Commissions of inquiry rarely live up to the expectations of those who have demanded their establishment. Take the Farlam commission into the Marikana massacre. Much remains in doubt concerning the culpability not only of the police in the deaths of 34 miners but also the role played by political heads of security and the mining houses.

Much effort is put into preparing evidence for such commissions, on behalf of those with a material interest in the outcome. Yet, other than a decommissioning of the intensity of the reaction to the event that gave rise to the demand for a commission in the first place, very rarely is much achieved to satisfy the public.

To be fair, the Farlam commission made some powerfully adverse finding against the police. By contrast, the Seriti commission makes none. It concludes, in effect, that all of the critics of the arms deal – including Cape Town mayor Patricia de Lille, former ANC MP Andrew Feinstein and researchers Paul Holden and Hennie van Vuuren (all of whom wrote detailed books on the arms scandal) and Terry Crawford-Browne, who litigated to ensure that the entire purchase be investigated – were talking nonsense.

According to Seriti, there was no activity concerning the entire procurement that involved any criminal conduct at all. The commission is so confident of its findings that it offers this insight: “We have in … this report given reasons why it would serve no purpose to recommend that the allegations of fraud, bribery and corruption in the SDPP be referred to another body for further investigation. The only other aspect of the SDPP procurement process that could be considered for further investigation is the deviations from standard procurement policies and procedures. We have, however, heard evidence from senior Armscor officials that, following the JIT [parliamentary joint investigative team] and auditor general investigation reports, the procurement policies and procedures have been overhauled and new policies put in place which now guide procurement of all military equipment. In view hereof, we deem it unnecessary to make any recommendations in this regard.”

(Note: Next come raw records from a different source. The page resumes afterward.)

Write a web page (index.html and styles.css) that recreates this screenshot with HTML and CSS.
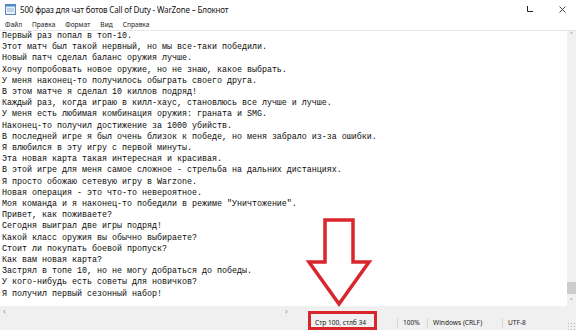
FILE: index.html
```html
<!DOCTYPE html>
<html lang="ru">
<head>
<meta charset="utf-8">
<title>Блокнот</title>
<link rel="stylesheet" href="styles.css">
</head>
<body>
<div class="window">
  <div class="titlebar">
    <svg class="app-icon" width="11" height="11" viewBox="0 0 11 11">
      <rect x="0.5" y="0.5" width="10" height="10" fill="#e8f2fb" stroke="#5a87b5"/>
      <rect x="0.5" y="0.5" width="10" height="2" fill="#4f8cc9"/>
      <line x1="2" y1="5" x2="9" y2="5" stroke="#9fb3c8"/>
      <line x1="2" y1="7" x2="9" y2="7" stroke="#9fb3c8"/>
    </svg>
    <span class="title">500 фраз для чат ботов Call of Duty - WarZone – Блокнот</span>
    <div class="controls">
      <svg class="ctl" width="6" height="6" viewBox="0 0 6 6"><path d="M0.5 0 V5.5 H6" fill="none" stroke="#222"/></svg>
      <svg class="ctl close" width="7" height="7" viewBox="0 0 7 7"><path d="M0.5 0.5 L6.5 6.5 M6.5 0.5 L0.5 6.5" stroke="#333" stroke-width="0.9"/></svg>
    </div>
  </div>
  <div class="menubar">
    <span>Файл</span><span>Правка</span><span>Формат</span><span>Вид</span><span>Справка</span>
  </div>
  <div class="main">
    <pre class="text">Первый раз попал в топ-10.
Этот матч был такой нервный, но мы все-таки победили.
Новый патч сделал баланс оружия лучше.
Хочу попробовать новое оружие, но не знаю, какое выбрать.
У меня наконец-то получилось обыграть своего друга.
В этом матче я сделал 10 киллов подряд!
Каждый раз, когда играю в килл-хаус, становлюсь все лучше и лучше.
У меня есть любимая комбинация оружия: граната и SMG.
Наконец-то получил достижение за 1000 убийств.
В последней игре я был очень близок к победе, но меня забрало из-за ошибки.
Я влюбился в эту игру с первой минуты.
Эта новая карта такая интересная и красивая.
В этой игре для меня самое сложное - стрельба на дальних дистанциях.
Я просто обожаю сетевую игру в Warzone.
Новая операция - это что-то невероятное.
Моя команда и я наконец-то победили в режиме "Уничтожение".
Привет, как поживаете?
Сегодня выиграл две игры подряд!
Какой класс оружия вы обычно выбираете?
Стоит ли покупать боевой пропуск?
Как вам новая карта?
Застрял в топе 10, но не могу добраться до победы.
У кого-нибудь есть советы для новичков?
Я получил первый сезонный набор!</pre>
    <div class="vscroll">
      <span class="arrow up">&#x2C4;</span>
      <div class="track"><div class="thumb"></div></div>
      <span class="arrow down">&#x2C5;</span>
    </div>
  </div>
  <div class="hscroll">
    <span class="harrow">&lsaquo;</span>
    <span class="harrow">&rsaquo;</span>
    <div class="corner"></div>
  </div>
  <div class="statusbar">
    <div class="cell pos">Стр 100, стлб 34</div>
    <div class="cell zoom">100%</div>
    <div class="cell eol">Windows (CRLF)</div>
    <div class="cell enc">UTF-8</div>
    <div class="grip"></div>
  </div>
  <div class="redbox"></div>
  <svg class="bigarrow" width="80" height="100" viewBox="0 0 80 100">
    <polygon points="25,10 53,10 53,52 69,52 39,94 9,52 25,52" fill="#fff" stroke="#d8262c" stroke-width="3.5" stroke-linejoin="miter"/>
  </svg>
</div>
</body>
</html>
```

FILE: styles.css
```css
* { box-sizing: border-box; }
html, body { margin: 0; padding: 0; }
body {
  width: 576px;
  height: 330px;
  overflow: hidden;
  background: #fff;
  font-family: "Noto Sans", "Liberation Sans", sans-serif;
}
.window {
  position: relative;
  width: 576px;
  height: 330px;
  display: flex;
  flex-direction: column;
}
.titlebar {
  height: 18px;
  display: flex;
  align-items: center;
  padding-left: 5px;
  background: #fff;
}
.app-icon { flex: none; margin-right: 4px; }
.title {
  font-size: 8px;
  color: #111;
  letter-spacing: -0.15px;
  white-space: nowrap;
}
.controls {
  margin-left: auto;
  display: flex;
  align-items: center;
  gap: 26px;
  padding-right: 10px;
}
.menubar {
  height: 13px;
  display: flex;
  align-items: center;
  gap: 10px;
  padding-left: 5px;
  font-size: 6.6px;
  color: #222;
  border-bottom: 1px solid #e6e6e6;
}
.main {
  height: 275px;
  display: flex;
}
.text {
  flex: 1;
  margin: 0;
  padding: 0 0 0 2px;
  font-family: "Liberation Mono", "DejaVu Sans Mono", monospace;
  font-size: 8.33px;
  line-height: 11.2px;
  color: #0a0a0a;
  white-space: pre;
  overflow: hidden;
}
.vscroll {
  width: 9px;
  flex: none;
  background: #f0f0f0;
  display: flex;
  flex-direction: column;
  align-items: center;
}
.arrow {
  font-size: 8px;
  line-height: 9px;
  height: 9px;
  color: #555;
}
.track {
  flex: 1;
  width: 100%;
  display: flex;
  flex-direction: column;
  justify-content: flex-end;
}
.thumb {
  width: 100%;
  height: 12px;
  margin-bottom: 3px;
  background: #cdcdcd;
}
.hscroll {
  height: 10px;
  background: #f0f0f0;
  display: flex;
  align-items: center;
  justify-content: space-between;
  padding-left: 3px;
}
.harrow {
  font-size: 9px;
  line-height: 10px;
  color: #999;
}
.corner {
  width: 9px;
  height: 10px;
  background: #f0f0f0;
}
.statusbar {
  height: 14px;
  background: #f0f0f0;
  display: flex;
  align-items: center;
  padding-left: 306px;
  font-size: 6.6px;
  color: #222;
}
.cell {
  height: 10px;
  line-height: 10px;
  padding-left: 5px;
  white-space: nowrap;
}
.pos { width: 91px; padding-left: 9px; }
.zoom { width: 30px; border-left: 1px solid #d6d6d6; }
.eol { width: 75px; border-left: 1px solid #d6d6d6; }
.enc { width: 50px; border-left: 1px solid #d6d6d6; }
.grip {
  margin-left: auto;
  width: 8px;
  height: 8px;
  margin-right: 1px;
  align-self: flex-end;
  background: radial-gradient(circle, #b5b5b5 0.7px, transparent 0.9px) 0 0 / 3px 3px;
}
.redbox {
  position: absolute;
  left: 308px;
  top: 311px;
  width: 69px;
  height: 19px;
  border: 3px solid #d8262c;
}
.bigarrow {
  position: absolute;
  left: 300px;
  top: 210px;
}
```
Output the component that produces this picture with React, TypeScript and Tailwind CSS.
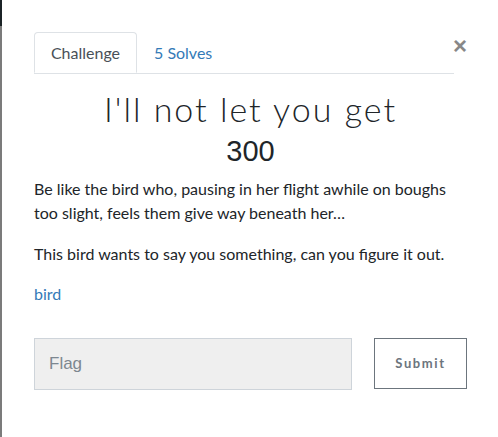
import React from "react";

export default function App() {
  return (
    <div className="relative w-[498px] h-[437px] bg-white overflow-hidden" style={{ fontFamily: "Lato, 'Open Sans', sans-serif" }}>
      <div className="absolute left-0 top-0 w-[2px] h-[26px] bg-[#1b2326]" />
      <div className="absolute left-0 top-[26px] w-[2px] h-[411px] bg-[#7b7b7b]" />
      <div className="pl-[34px] pr-[31px] pt-[32px]">
        <div className="flex items-start">
          <div className="flex flex-1 border-b border-[#dee2e6]">
            <div className="w-[103px] h-[41px] -mb-px border border-[#dee2e6] border-b-white rounded-t-[4px] bg-white flex items-center justify-center text-[16px] text-[#495057]">
              Challenge
            </div>
            <div className="h-[41px] px-[17px] flex items-center text-[16px] text-[#337ab7]">
              5 Solves
            </div>
          </div>
          <button className="w-[13px] mt-[2px] text-[#888] text-[24px] leading-none font-bold flex justify-end" style={{ fontFamily: "'Liberation Sans', Arial, sans-serif" }}>
            ×
          </button>
        </div>
        <div className="text-center mt-[15px]">
          <h2 className="text-[34px] leading-[40px] font-light tracking-[2px] text-[#212529]" style={{ fontFamily: "Lato, sans-serif" }}>
            I'll not let you get
          </h2>
          <div className="mt-[7px] text-[29px] leading-[30px] text-[#212529]" style={{ fontFamily: "'Liberation Sans', Arial, sans-serif" }}>
            300
          </div>
        </div>
        <div className="mt-[11px] text-[16px] leading-[24px] text-[#212529]">
          <p>Be like the bird who, pausing in her flight awhile on boughs too slight, feels them give way beneath her…</p>
          <p className="mt-[17px]">This bird wants to say you something, can you figure it out.</p>
          <p className="mt-[16px] text-[#337ab7]">bird</p>
        </div>
        <div className="flex mt-[32px]">
          <div className="w-[318px] h-[52px] bg-[#efefef] border border-[#ced4da] flex items-center pl-[14px] text-[17px] text-[#7d8790]" style={{ fontFamily: "'Liberation Sans', Arial, sans-serif" }}>
            Flag
          </div>
          <div className="ml-auto w-[93px] h-[51px] border border-[#6c757d] flex items-center justify-center text-[13px] font-bold tracking-[1.6px] text-[#6c757d]">
            Submit
          </div>
        </div>
      </div>
    </div>
  );
}
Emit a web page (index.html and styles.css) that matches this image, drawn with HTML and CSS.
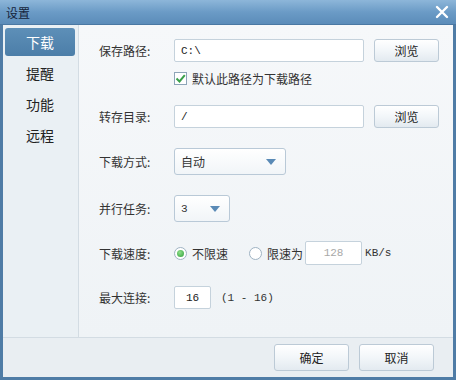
FILE: index.html
```html
<!DOCTYPE html>
<html lang="zh-CN">
<head>
    <meta charset="UTF-8">
    <title>设置</title>
    <link rel="stylesheet" href="styles.css">
</head>
<body>
    <div class="window">
        <div class="titlebar">
            <span class="title">设置</span>
            <svg class="close" width="14" height="14" viewBox="0 0 14 14">
                <path d="M2 2 L12 12 M12 2 L2 12" stroke="#fff" stroke-width="2.4" stroke-linecap="round"/>
            </svg>
        </div>
        <div class="main">
            <!-- 左侧菜单 -->
            <ul class="sidebar">
                <li class="active">下载</li>
                <li>提醒</li>
                <li>功能</li>
                <li>远程</li>
            </ul>
            <div class="content">
                <div class="row row-path">
                    <span class="label">保存路径:</span>
                    <input type="text" class="field wide mono" value="C:\">
                    <button class="btn browse">浏览</button>
                </div>
                <div class="row row-check">
                    <span class="checkbox">
                        <svg width="11" height="11" viewBox="0 0 11 11"><path d="M1.5 5.5 L4.5 8.5 L9.8 2.2" fill="none" stroke="#3aa04a" stroke-width="2"/></svg>
                    </span>
                    <span>默认此路径为下载路径</span>
                </div>
                <div class="row row-dir">
                    <span class="label">转存目录:</span>
                    <input type="text" class="field wide mono" value="/">
                    <button class="btn browse">浏览</button>
                </div>
                <div class="row row-mode">
                    <span class="label">下载方式:</span>
                    <div class="select mode"><span>自动</span><i class="arrow"></i></div>
                </div>
                <div class="row row-tasks">
                    <span class="label">并行任务:</span>
                    <div class="select tasks"><span class="mono">3</span><i class="arrow"></i></div>
                </div>
                <div class="row row-speed">
                    <span class="label">下载速度:</span>
                    <span class="radio checked"></span>
                    <span class="opt first">不限速</span>
                    <span class="radio"></span>
                    <span class="opt">限速为</span>
                    <input type="text" class="field speed mono" value="128" disabled>
                    <span class="mono unit">KB/s</span>
                </div>
                <div class="row row-conn">
                    <span class="label">最大连接:</span>
                    <input type="text" class="field conn mono" value="16">
                    <span class="mono range">(1 - 16)</span>
                </div>
            </div>
        </div>
        <div class="footer">
            <button class="btn action">确定</button>
            <button class="btn action">取消</button>
        </div>
    </div>
</body>
</html>
```

FILE: styles.css
```css
body {
    margin: 0;
    padding: 0;
    font-family: 'Noto Sans CJK SC', 'Noto Sans', sans-serif;
    font-size: 12px;
    color: #333;
    background: #fff;
}
.window {
    width: 456px;
    height: 380px;
    box-sizing: border-box;
    border: 3px solid #4f7ca6;
    border-top: 0;
    display: flex;
    flex-direction: column;
    background: #f3f6f9;
}
.titlebar {
    height: 25px;
    margin: 0 -3px;
    padding: 0 7px 0 6px;
    display: flex;
    align-items: center;
    justify-content: space-between;
    background: linear-gradient(#8db6d9, #6b9bc6 50%, #5b8cb9);
    border-bottom: 1px solid #4a78a3;
    box-sizing: border-box;
}
.title {
    font-size: 12px;
    color: #14233a;
}
.close {
    display: block;
}
.main {
    flex: 1;
    display: flex;
    min-height: 0;
}
.sidebar {
    list-style: none;
    margin: 0;
    padding: 3px 0 0 2px;
    width: 76px;
    box-sizing: border-box;
    background: #eaf0f4;
    border-right: 1px solid #d3dce3;
}
.sidebar li {
    width: 70px;
    height: 28px;
    line-height: 28px;
    margin-bottom: 3px;
    text-align: center;
    font-size: 14px;
    color: #222;
    border-radius: 3px;
}
.sidebar li.active {
    background: linear-gradient(#5d8fb8, #4c7ea8);
    color: #fff;
}
.content {
    flex: 1;
    padding: 14px 0 0 20px;
    background: linear-gradient(#f6f8fa, #eff3f6);
}
.row {
    display: flex;
    align-items: center;
}
.label {
    width: 75px;
    flex-shrink: 0;
}
.mono {
    font-family: 'Liberation Mono', 'DejaVu Sans Mono', monospace;
    font-size: 11px;
}
.field {
    box-sizing: border-box;
    border: 1px solid #c5d2dc;
    border-radius: 2px;
    background: #fff;
    padding: 0 6px;
    color: #222;
    outline: none;
}
.wide {
    width: 190px;
    height: 23px;
}
.btn {
    font-family: 'Noto Sans CJK SC', sans-serif;
    font-size: 12px;
    color: #222;
    border: 1px solid #bccad6;
    border-radius: 3px;
    background: linear-gradient(#ffffff, #f2f6f9 50%, #e3eaf0);
    padding: 0;
}
.browse {
    width: 65px;
    height: 23px;
    margin-left: 10px;
}
.row-path {
    height: 23px;
}
.row-check {
    margin-top: 9px;
    height: 15px;
    padding-left: 75px;
}
.checkbox {
    width: 13px;
    height: 13px;
    box-sizing: border-box;
    border: 1px solid #8ea5b8;
    background: #fff;
    display: flex;
    align-items: center;
    justify-content: center;
    margin-right: 5px;
}
.row-dir {
    margin-top: 19px;
    height: 23px;
}
.select {
    box-sizing: border-box;
    height: 27px;
    border: 1px solid #b9c9d7;
    border-radius: 3px;
    background: linear-gradient(#ffffff, #f1f5f8);
    display: flex;
    align-items: center;
    justify-content: space-between;
    padding: 0 9px 0 6px;
}
.arrow {
    width: 0;
    height: 0;
    border-left: 5px solid transparent;
    border-right: 5px solid transparent;
    border-top: 6px solid #5a8ab6;
}
.mode {
    width: 112px;
}
.tasks {
    width: 56px;
}
.row-mode {
    margin-top: 20px;
    height: 27px;
}
.row-tasks {
    margin-top: 20px;
    height: 27px;
}
.row-speed {
    margin-top: 19px;
    height: 24px;
}
.radio {
    width: 13px;
    height: 13px;
    box-sizing: border-box;
    border: 1px solid #9fb3c3;
    border-radius: 50%;
    background: #fff;
    position: relative;
    margin-right: 5px;
}
.radio.checked::after {
    content: "";
    position: absolute;
    left: 2px;
    top: 2px;
    width: 7px;
    height: 7px;
    border-radius: 50%;
    background: radial-gradient(circle at 40% 35%, #8fe08a, #2f9e3a);
}
.opt {
    margin-right: 2px;
}
.opt.first {
    margin-right: 21px;
}
.speed {
    width: 57px;
    height: 24px;
    text-align: center;
    color: #a8a8a8;
    background: #fff;
}
.unit {
    margin-left: 3px;
}
.row-conn {
    margin-top: 21px;
    height: 23px;
}
.conn {
    width: 37px;
    height: 23px;
    text-align: center;
}
.range {
    margin-left: 10px;
}
.footer {
    height: 40px;
    box-sizing: border-box;
    border-top: 1px solid #d3dce3;
    background: #e9eef2;
    display: flex;
    justify-content: flex-end;
    align-items: center;
    gap: 10px;
    padding: 0 19px 1px 0;
}
.action {
    width: 75px;
    height: 27px;
}
```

A reader of this report is thus invited to conclude that all the controversy about the arms deal was but the product of the fertile imaginations of critics who had not a scintilla of justification for their allegations. The same reader, however, will also ponder the reasons for the government’s determination to do nothing for more than a decade, despite a barrage of publications alleging criminal activity.

The merits of its findings aside, the controversies about the conduct of the commission will ensure that the report is not the last word. From the outset, it was dogged with problems such as resignations, in some cases with disturbing reasons given.

A large number of documents alleged to provide key evidence of corruption were not admitted by the commission. Similarly, it refused to allow witnesses to testify about documents that had been written by others, thereby leaving the explanation of these documents to witnesses – of whom it was alleged that they been part of corrupt activity.

There is clear jurisprudence that a commission of inquiry’s findings can be taken to the courts on review. A 1997 decision of the Canadian Supreme Court held that although a commission, even when headed by a judge, is not a court of law but a body charged with making findings of fact and recommendations to improve governance, it must adhere to clear procedural standards.

On this basis, if these alleged failures of the Seriti commission are proved, it would mean that, when it suited it, the commission invoked rules of evidence to exclude certain witnesses and at other times refused to take account of important documentary evidence – all the stuff that justifies a review.

So, as occurs so often in contemporary South Africa, the courts may be called upon to resolve a matter of deep political controversy. And that raises the important question of the role of commissions of inquiry. All too often they take years to be completed and then the delivery fails to convince vast swaths of the population that the report resolves the issue that caused the commission’s appointment in the first place.

Would it not be far better if the legislature were sufficiently independent from the executive to be relied upon to exercise proper oversight? In the meantime, the courts must do that job.